__What to work on__
Omit the pictures, then write out every entry exactly as it reads.

__Provided information__
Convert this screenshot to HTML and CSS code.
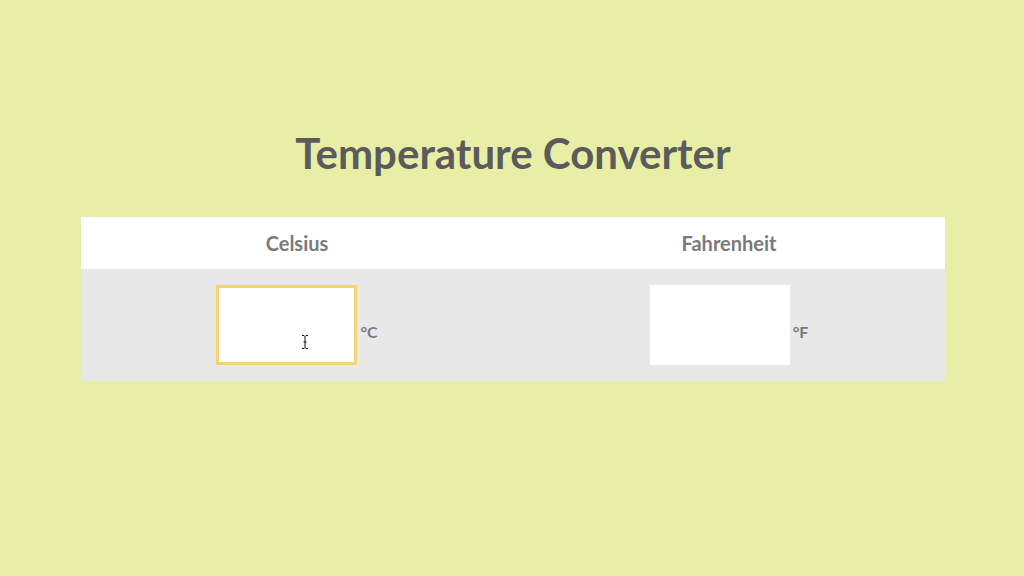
FILE: index.html
```html
<!DOCTYPE html>
<html lang="en">
<head>
<meta charset="utf-8">
<title>Temperature Converter</title>
<link rel="stylesheet" href="styles.css">
</head>
<body>
<main class="page">
  <h1 class="title">Temperature Converter</h1>
  <table class="converter">
    <thead>
      <tr>
        <th>Celsius</th>
        <th>Fahrenheit</th>
      </tr>
    </thead>
    <tbody>
      <tr>
        <td>
          <div class="field">
            <span class="input-wrap">
              <input class="temp-input focused" type="text" aria-label="Celsius">
              <svg class="ibeam" width="8" height="14" viewBox="0 0 8 14" aria-hidden="true">
                <path d="M1 0.5h2l1 1 1-1h2M4 1.5v11M1 13.5h2l1-1 1 1h2M2.5 7h3" fill="none" stroke="#111" stroke-width="1"/>
              </svg>
            </span>
            <span class="unit">°C</span>
          </div>
        </td>
        <td>
          <div class="field">
            <input class="temp-input" type="text" aria-label="Fahrenheit">
            <span class="unit">°F</span>
          </div>
        </td>
      </tr>
    </tbody>
  </table>
</main>
</body>
</html>
```

FILE: styles.css
```css
html, body {
  margin: 0;
  padding: 0;
}

body {
  background: #e9eea7;
  font-family: Lato, "Open Sans", Arial, sans-serif;
  width: 1024px;
  height: 576px;
  overflow: hidden;
}

.page {
  padding: 128px 79px 0 81px;
}

.title {
  margin: 0 0 39px;
  font-size: 42px;
  line-height: 50px;
  font-weight: 700;
  color: #5b5b5b;
  text-align: center;
}

.converter {
  width: 864px;
  border-collapse: collapse;
  table-layout: fixed;
}

.converter th {
  background: #ffffff;
  height: 52px;
  padding: 0;
  font-size: 20px;
  font-weight: 700;
  color: #7a7a7a;
  text-align: center;
  vertical-align: middle;
}

.converter td {
  background: #e8e8e8;
  padding: 16px 0;
}

.field {
  display: flex;
  justify-content: center;
  align-items: center;
  gap: 3px;
}

.input-wrap {
  position: relative;
  display: block;
}

.temp-input {
  display: block;
  box-sizing: border-box;
  width: 140px;
  height: 80px;
  margin: 0;
  border: 0;
  background: #ffffff;
  outline: none;
  font: inherit;
}

.temp-input.focused {
  width: 141px;
  border: 3px solid #f5d479;
}

.ibeam {
  position: absolute;
  left: 85px;
  top: 50px;
}

.unit {
  padding-top: 12px;
  font-size: 16px;
  font-weight: 700;
  color: #7a7a7a;
}
```
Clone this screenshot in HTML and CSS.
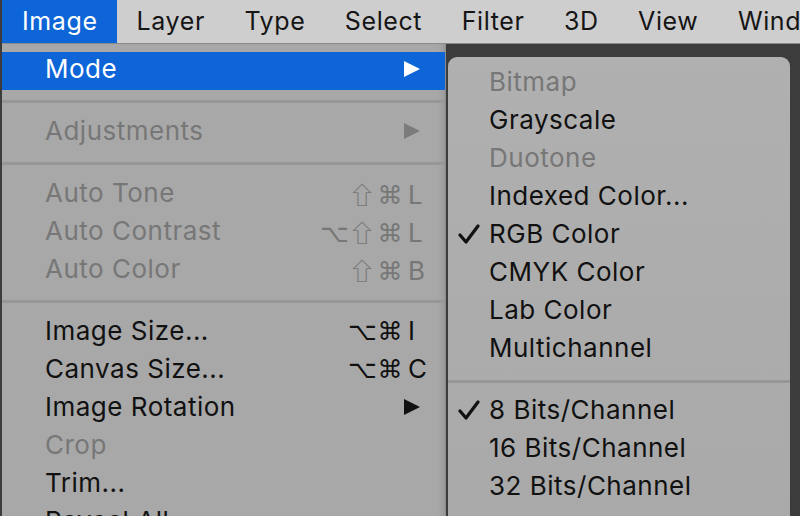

__Response to the exercise__
Convert this screenshot to HTML and CSS code.
FILE: index.html
```html
<!DOCTYPE html>
<html lang="en">
<head>
<meta charset="utf-8">
<title>Temperature Converter</title>
<link rel="stylesheet" href="styles.css">
</head>
<body>
<main class="page">
  <h1 class="title">Temperature Converter</h1>
  <table class="converter">
    <thead>
      <tr>
        <th>Celsius</th>
        <th>Fahrenheit</th>
      </tr>
    </thead>
    <tbody>
      <tr>
        <td>
          <div class="field">
            <span class="input-wrap">
              <input class="temp-input focused" type="text" aria-label="Celsius">
              <svg class="ibeam" width="8" height="14" viewBox="0 0 8 14" aria-hidden="true">
                <path d="M1 0.5h2l1 1 1-1h2M4 1.5v11M1 13.5h2l1-1 1 1h2M2.5 7h3" fill="none" stroke="#111" stroke-width="1"/>
              </svg>
            </span>
            <span class="unit">°C</span>
          </div>
        </td>
        <td>
          <div class="field">
            <input class="temp-input" type="text" aria-label="Fahrenheit">
            <span class="unit">°F</span>
          </div>
        </td>
      </tr>
    </tbody>
  </table>
</main>
</body>
</html>
```

FILE: styles.css
```css
html, body {
  margin: 0;
  padding: 0;
}

body {
  background: #e9eea7;
  font-family: Lato, "Open Sans", Arial, sans-serif;
  width: 1024px;
  height: 576px;
  overflow: hidden;
}

.page {
  padding: 128px 79px 0 81px;
}

.title {
  margin: 0 0 39px;
  font-size: 42px;
  line-height: 50px;
  font-weight: 700;
  color: #5b5b5b;
  text-align: center;
}

.converter {
  width: 864px;
  border-collapse: collapse;
  table-layout: fixed;
}

.converter th {
  background: #ffffff;
  height: 52px;
  padding: 0;
  font-size: 20px;
  font-weight: 700;
  color: #7a7a7a;
  text-align: center;
  vertical-align: middle;
}

.converter td {
  background: #e8e8e8;
  padding: 16px 0;
}

.field {
  display: flex;
  justify-content: center;
  align-items: center;
  gap: 3px;
}

.input-wrap {
  position: relative;
  display: block;
}

.temp-input {
  display: block;
  box-sizing: border-box;
  width: 140px;
  height: 80px;
  margin: 0;
  border: 0;
  background: #ffffff;
  outline: none;
  font: inherit;
}

.temp-input.focused {
  width: 141px;
  border: 3px solid #f5d479;
}

.ibeam {
  position: absolute;
  left: 85px;
  top: 50px;
}

.unit {
  padding-top: 12px;
  font-size: 16px;
  font-weight: 700;
  color: #7a7a7a;
}
```
Clone this screenshot in HTML and CSS.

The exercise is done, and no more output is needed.